Hedging a fixed retirement

Falconer

Confused about dryer sheets
Joined
Jun 30, 2006
Messages
2
I am planning on retiring this October and I expect to get $2000 a month from a defined benefit plan that is not adjusted for inflation. I'm looking for a way to hedge this against the ravages of inflation (so I don't take a 4-8% "paycut" each year).

I thought about taking out a 7% mortgage (where the mortgage rate is fixed for the next 30 years), the mortgage would cost $2000 a month so the retirement check would cover it for 30 years. I would then invest the borrowed money. Unfortunately I don't come out ahead using this strategy for 10 years (assuming 7% inflation), with a breakeven point at about 20 years (not very efficient).

Any ideas?

Thanks,
Elvis
 
Not sure what you mean by "hedging" but the only sensible way I know to offset the erosion caused by inflation is to invest in a well-diversified stock portfolio.

Without knowing what other assets you have or what your expenses are, I hope that after the $2000 per month you have enough to invest to generate the difference at a safe withdrawal rate of 4% or so.

Mortgage? Doesn't sound like a winning strategy to me unless you can and will invest the cash freed up by the loan at a substantial returns -- hardly a safe bet.

Otherwise, to live forever on $2k/month, get ready to live on half of that and invest the difference.

I'm sure if you provide more detail, the group will offer their opinions.
 
When Scott Burns covered this topic, he recommended a well diversified portfolio including:
a) slightly higher equity allocation
b) some inflation indexed bonds in bond portfolio
c) sliver of commodities fund since most sudden inflation is commodities related
d) some energy/oil fund investment since he believes that is the new gold of the 21st century

He quoted a study that stated there are various types of inflation. each with a different hedge.  Energy cost inflation is different from falling dollar inflation.
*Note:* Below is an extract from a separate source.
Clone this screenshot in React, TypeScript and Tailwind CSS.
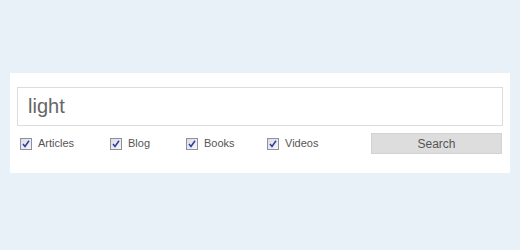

He also said that $200 a week from part-time work at WalMart is the income equivilant of an extra $250,000 in your portfolio.
 
Hebeler suggests a simplified formula of multiplying a fixed pension payment x age as a percentage, spending part and reinvesting the rest. So at age 65, spend 65% and invest the rest.
 
rmark said:
Hebeler suggests a simplified formula of multiplying a fixed pension payment x age as a percentage, spending part and reinvesting the rest. So at age 65, spend 65% and invest the rest.
So when do you start spending the portion you invest? Or do you just calculate the impact of inflation on the fixed amount by inflation and take that amount from your "investment?"
 
Falconer, that's a very creative idea, but has considerable risk.  Your investment returns may fall short of your expectations; your house could fall in value. 

Without knowing more of your financial situation it strikes me that you have far too much in your house if all you have is that and your pension.  If that's the case, sell your house, and keep the sale proceeds invested, and live off your pension.  Alternatively, sell your house, and buy cheaper digs (perhaps in a different housing market) and reinvest the difference.

As for what to invest in, that's another topic, but you can be as diversified as you like once you've freed up the capital you have in your home, and be prepared for multiple scenarios. 
 
rmark said:
Hebeler suggests a simplified formula of multiplying a fixed pension payment x age as a percentage, spending part and reinvesting the rest. So at age 65, spend 65% and invest the rest.

That sounds like the ticket.  Typically one would plan on 7% returns. Save half of the annuity.  Spend 4% of the returns on the saved portion and leave 3% for inflation. The 4% that you spend covers inflation for the annuity for the year and the 3% you save covers the inflation on the savings which will allow you to cover inflation next year. 4/7's is close to 57%, the amount you should spend at age 57 according to Hebeler, so his formula does make sense.

I do have other assets, I just wanted to figure out a way to cover this fixed annuity so 20 years from now it would be worth more than a case of beer each month.

Thanks for the responses,
Falconer
 
Buy some commodities. Historically, they are high return (like equities) and have been highly negatively cotrrelated with long duratin fixed bond returns. A perfect match, assuming the past is a good guide to the future.